GIVEN TASK> For the copy, please give all of the data again exactly and leave the pictures out.
※ ※ ※
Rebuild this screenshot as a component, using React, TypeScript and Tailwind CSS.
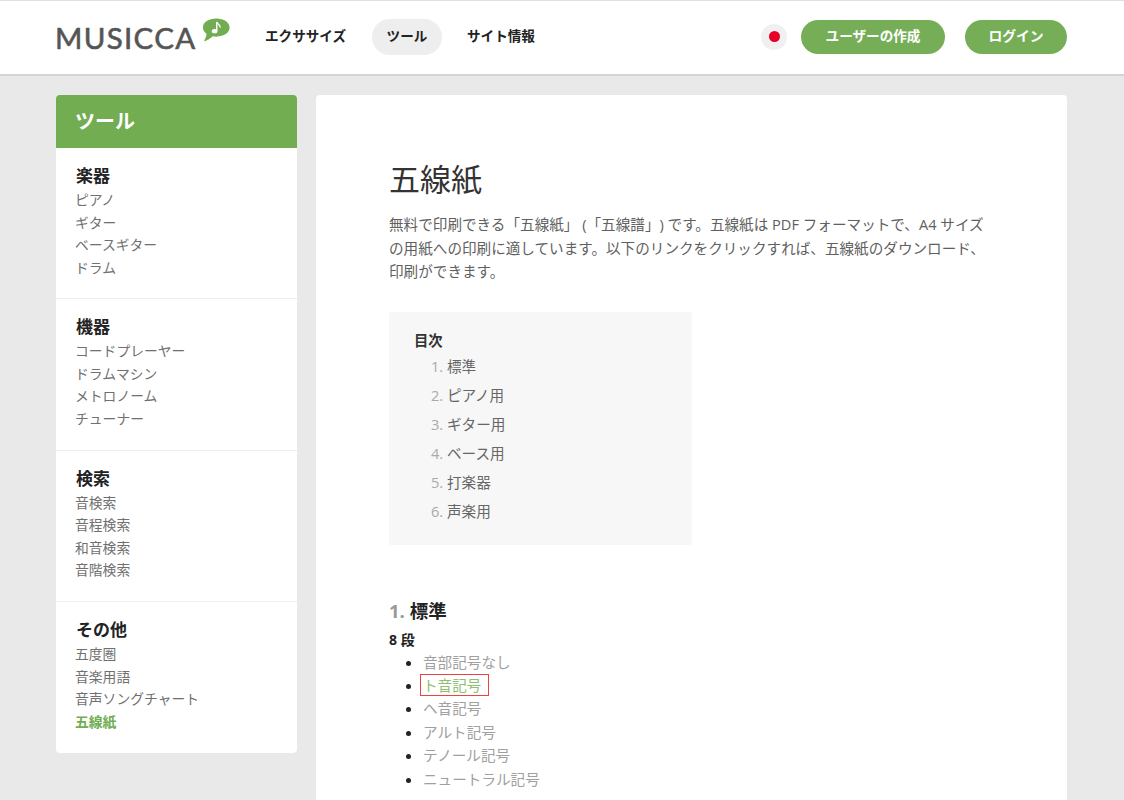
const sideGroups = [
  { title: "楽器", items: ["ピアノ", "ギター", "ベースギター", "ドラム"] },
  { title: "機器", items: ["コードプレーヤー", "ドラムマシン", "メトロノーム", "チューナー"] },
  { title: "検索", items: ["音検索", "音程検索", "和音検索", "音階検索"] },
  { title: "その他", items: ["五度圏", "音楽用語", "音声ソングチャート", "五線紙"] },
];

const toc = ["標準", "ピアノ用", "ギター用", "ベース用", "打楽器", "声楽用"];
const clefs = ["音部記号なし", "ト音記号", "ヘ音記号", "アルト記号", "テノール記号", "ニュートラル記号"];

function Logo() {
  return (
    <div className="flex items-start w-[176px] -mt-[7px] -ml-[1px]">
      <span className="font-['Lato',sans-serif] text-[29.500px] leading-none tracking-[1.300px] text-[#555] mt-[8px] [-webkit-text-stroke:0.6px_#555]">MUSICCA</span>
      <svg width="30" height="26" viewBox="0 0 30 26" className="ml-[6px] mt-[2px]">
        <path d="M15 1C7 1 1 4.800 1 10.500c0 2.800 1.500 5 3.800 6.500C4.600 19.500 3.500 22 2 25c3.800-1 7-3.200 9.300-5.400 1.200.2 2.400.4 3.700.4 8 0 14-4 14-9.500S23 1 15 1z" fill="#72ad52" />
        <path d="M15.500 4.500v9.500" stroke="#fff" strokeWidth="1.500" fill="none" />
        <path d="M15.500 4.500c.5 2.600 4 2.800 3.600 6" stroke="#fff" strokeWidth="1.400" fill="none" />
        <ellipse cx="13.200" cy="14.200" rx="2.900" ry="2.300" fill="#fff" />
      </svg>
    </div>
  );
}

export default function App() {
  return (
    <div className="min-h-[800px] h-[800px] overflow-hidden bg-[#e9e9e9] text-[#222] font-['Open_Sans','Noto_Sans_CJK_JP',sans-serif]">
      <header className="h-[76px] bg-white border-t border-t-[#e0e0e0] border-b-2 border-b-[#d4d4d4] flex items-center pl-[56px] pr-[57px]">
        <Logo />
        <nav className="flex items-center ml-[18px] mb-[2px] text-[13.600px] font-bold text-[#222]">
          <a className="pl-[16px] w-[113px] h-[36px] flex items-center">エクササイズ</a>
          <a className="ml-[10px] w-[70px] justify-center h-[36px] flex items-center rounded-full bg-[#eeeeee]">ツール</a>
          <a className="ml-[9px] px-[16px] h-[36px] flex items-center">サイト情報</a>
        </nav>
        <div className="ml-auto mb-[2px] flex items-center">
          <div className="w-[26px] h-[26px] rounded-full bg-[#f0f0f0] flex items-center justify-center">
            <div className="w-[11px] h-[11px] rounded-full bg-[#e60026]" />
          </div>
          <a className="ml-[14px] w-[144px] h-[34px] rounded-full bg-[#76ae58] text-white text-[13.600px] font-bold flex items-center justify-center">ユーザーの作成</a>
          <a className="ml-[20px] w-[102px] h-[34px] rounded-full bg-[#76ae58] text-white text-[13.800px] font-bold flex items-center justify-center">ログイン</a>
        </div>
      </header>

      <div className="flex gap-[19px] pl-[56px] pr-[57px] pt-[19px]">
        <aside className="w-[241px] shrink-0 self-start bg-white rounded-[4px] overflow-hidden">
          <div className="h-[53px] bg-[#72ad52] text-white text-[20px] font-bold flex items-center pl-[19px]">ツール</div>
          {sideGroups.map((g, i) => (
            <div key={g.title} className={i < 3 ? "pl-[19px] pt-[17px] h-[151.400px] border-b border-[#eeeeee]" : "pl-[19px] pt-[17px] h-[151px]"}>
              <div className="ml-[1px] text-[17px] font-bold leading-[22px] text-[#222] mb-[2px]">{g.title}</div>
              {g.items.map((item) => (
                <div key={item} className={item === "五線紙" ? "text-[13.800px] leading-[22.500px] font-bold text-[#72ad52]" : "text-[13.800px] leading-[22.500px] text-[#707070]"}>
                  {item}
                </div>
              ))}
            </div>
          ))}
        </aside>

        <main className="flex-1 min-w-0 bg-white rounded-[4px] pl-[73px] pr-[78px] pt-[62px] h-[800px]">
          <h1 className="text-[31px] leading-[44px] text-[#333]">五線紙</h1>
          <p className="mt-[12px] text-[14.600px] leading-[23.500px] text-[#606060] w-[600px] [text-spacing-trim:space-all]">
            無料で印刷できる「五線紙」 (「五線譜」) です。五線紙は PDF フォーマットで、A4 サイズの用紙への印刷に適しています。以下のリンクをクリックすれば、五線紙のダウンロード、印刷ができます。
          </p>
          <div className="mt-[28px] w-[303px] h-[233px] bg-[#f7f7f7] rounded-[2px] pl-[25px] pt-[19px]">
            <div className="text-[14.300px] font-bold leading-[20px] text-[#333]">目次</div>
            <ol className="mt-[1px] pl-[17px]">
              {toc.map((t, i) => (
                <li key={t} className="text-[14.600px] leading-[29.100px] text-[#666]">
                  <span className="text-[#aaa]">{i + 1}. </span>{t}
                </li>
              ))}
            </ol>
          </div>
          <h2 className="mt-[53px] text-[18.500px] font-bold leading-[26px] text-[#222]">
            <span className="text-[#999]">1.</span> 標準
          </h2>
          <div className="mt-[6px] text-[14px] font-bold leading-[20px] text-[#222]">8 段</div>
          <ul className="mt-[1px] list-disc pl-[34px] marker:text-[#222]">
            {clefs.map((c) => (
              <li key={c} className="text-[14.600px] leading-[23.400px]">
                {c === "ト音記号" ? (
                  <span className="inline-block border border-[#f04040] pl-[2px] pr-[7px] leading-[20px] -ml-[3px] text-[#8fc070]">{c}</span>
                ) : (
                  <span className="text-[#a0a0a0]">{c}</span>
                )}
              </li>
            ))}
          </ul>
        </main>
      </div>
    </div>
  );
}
※ ※ ※
IN RESPONSE>
Rebuild this screenshot as a component, using React, TypeScript and Tailwind CSS.
const sideGroups = [
  { title: "楽器", items: ["ピアノ", "ギター", "ベースギター", "ドラム"] },
  { title: "機器", items: ["コードプレーヤー", "ドラムマシン", "メトロノーム", "チューナー"] },
  { title: "検索", items: ["音検索", "音程検索", "和音検索", "音階検索"] },
  { title: "その他", items: ["五度圏", "音楽用語", "音声ソングチャート", "五線紙"] },
];

const toc = ["標準", "ピアノ用", "ギター用", "ベース用", "打楽器", "声楽用"];
const clefs = ["音部記号なし", "ト音記号", "ヘ音記号", "アルト記号", "テノール記号", "ニュートラル記号"];

function Logo() {
  return (
    <div className="flex items-start w-[176px] -mt-[7px] -ml-[1px]">
      <span className="font-['Lato',sans-serif] text-[29.500px] leading-none tracking-[1.300px] text-[#555] mt-[8px] [-webkit-text-stroke:0.6px_#555]">MUSICCA</span>
      <svg width="30" height="26" viewBox="0 0 30 26" className="ml-[6px] mt-[2px]">
        <path d="M15 1C7 1 1 4.800 1 10.500c0 2.800 1.500 5 3.800 6.500C4.600 19.500 3.500 22 2 25c3.800-1 7-3.200 9.300-5.400 1.200.2 2.400.4 3.700.4 8 0 14-4 14-9.500S23 1 15 1z" fill="#72ad52" />
        <path d="M15.500 4.500v9.500" stroke="#fff" strokeWidth="1.500" fill="none" />
        <path d="M15.500 4.500c.5 2.600 4 2.800 3.600 6" stroke="#fff" strokeWidth="1.400" fill="none" />
        <ellipse cx="13.200" cy="14.200" rx="2.900" ry="2.300" fill="#fff" />
      </svg>
    </div>
  );
}

export default function App() {
  return (
    <div className="min-h-[800px] h-[800px] overflow-hidden bg-[#e9e9e9] text-[#222] font-['Open_Sans','Noto_Sans_CJK_JP',sans-serif]">
      <header className="h-[76px] bg-white border-t border-t-[#e0e0e0] border-b-2 border-b-[#d4d4d4] flex items-center pl-[56px] pr-[57px]">
        <Logo />
        <nav className="flex items-center ml-[18px] mb-[2px] text-[13.600px] font-bold text-[#222]">
          <a className="pl-[16px] w-[113px] h-[36px] flex items-center">エクササイズ</a>
          <a className="ml-[10px] w-[70px] justify-center h-[36px] flex items-center rounded-full bg-[#eeeeee]">ツール</a>
          <a className="ml-[9px] px-[16px] h-[36px] flex items-center">サイト情報</a>
        </nav>
        <div className="ml-auto mb-[2px] flex items-center">
          <div className="w-[26px] h-[26px] rounded-full bg-[#f0f0f0] flex items-center justify-center">
            <div className="w-[11px] h-[11px] rounded-full bg-[#e60026]" />
          </div>
          <a className="ml-[14px] w-[144px] h-[34px] rounded-full bg-[#76ae58] text-white text-[13.600px] font-bold flex items-center justify-center">ユーザーの作成</a>
          <a className="ml-[20px] w-[102px] h-[34px] rounded-full bg-[#76ae58] text-white text-[13.800px] font-bold flex items-center justify-center">ログイン</a>
        </div>
      </header>

      <div className="flex gap-[19px] pl-[56px] pr-[57px] pt-[19px]">
        <aside className="w-[241px] shrink-0 self-start bg-white rounded-[4px] overflow-hidden">
          <div className="h-[53px] bg-[#72ad52] text-white text-[20px] font-bold flex items-center pl-[19px]">ツール</div>
          {sideGroups.map((g, i) => (
            <div key={g.title} className={i < 3 ? "pl-[19px] pt-[17px] h-[151.400px] border-b border-[#eeeeee]" : "pl-[19px] pt-[17px] h-[151px]"}>
              <div className="ml-[1px] text-[17px] font-bold leading-[22px] text-[#222] mb-[2px]">{g.title}</div>
              {g.items.map((item) => (
                <div key={item} className={item === "五線紙" ? "text-[13.800px] leading-[22.500px] font-bold text-[#72ad52]" : "text-[13.800px] leading-[22.500px] text-[#707070]"}>
                  {item}
                </div>
              ))}
            </div>
          ))}
        </aside>

        <main className="flex-1 min-w-0 bg-white rounded-[4px] pl-[73px] pr-[78px] pt-[62px] h-[800px]">
          <h1 className="text-[31px] leading-[44px] text-[#333]">五線紙</h1>
          <p className="mt-[12px] text-[14.600px] leading-[23.500px] text-[#606060] w-[600px] [text-spacing-trim:space-all]">
            無料で印刷できる「五線紙」 (「五線譜」) です。五線紙は PDF フォーマットで、A4 サイズの用紙への印刷に適しています。以下のリンクをクリックすれば、五線紙のダウンロード、印刷ができます。
          </p>
          <div className="mt-[28px] w-[303px] h-[233px] bg-[#f7f7f7] rounded-[2px] pl-[25px] pt-[19px]">
            <div className="text-[14.300px] font-bold leading-[20px] text-[#333]">目次</div>
            <ol className="mt-[1px] pl-[17px]">
              {toc.map((t, i) => (
                <li key={t} className="text-[14.600px] leading-[29.100px] text-[#666]">
                  <span className="text-[#aaa]">{i + 1}. </span>{t}
                </li>
              ))}
            </ol>
          </div>
          <h2 className="mt-[53px] text-[18.500px] font-bold leading-[26px] text-[#222]">
            <span className="text-[#999]">1.</span> 標準
          </h2>
          <div className="mt-[6px] text-[14px] font-bold leading-[20px] text-[#222]">8 段</div>
          <ul className="mt-[1px] list-disc pl-[34px] marker:text-[#222]">
            {clefs.map((c) => (
              <li key={c} className="text-[14.600px] leading-[23.400px]">
                {c === "ト音記号" ? (
                  <span className="inline-block border border-[#f04040] pl-[2px] pr-[7px] leading-[20px] -ml-[3px] text-[#8fc070]">{c}</span>
                ) : (
                  <span className="text-[#a0a0a0]">{c}</span>
                )}
              </li>
            ))}
          </ul>
        </main>
      </div>
    </div>
  );
}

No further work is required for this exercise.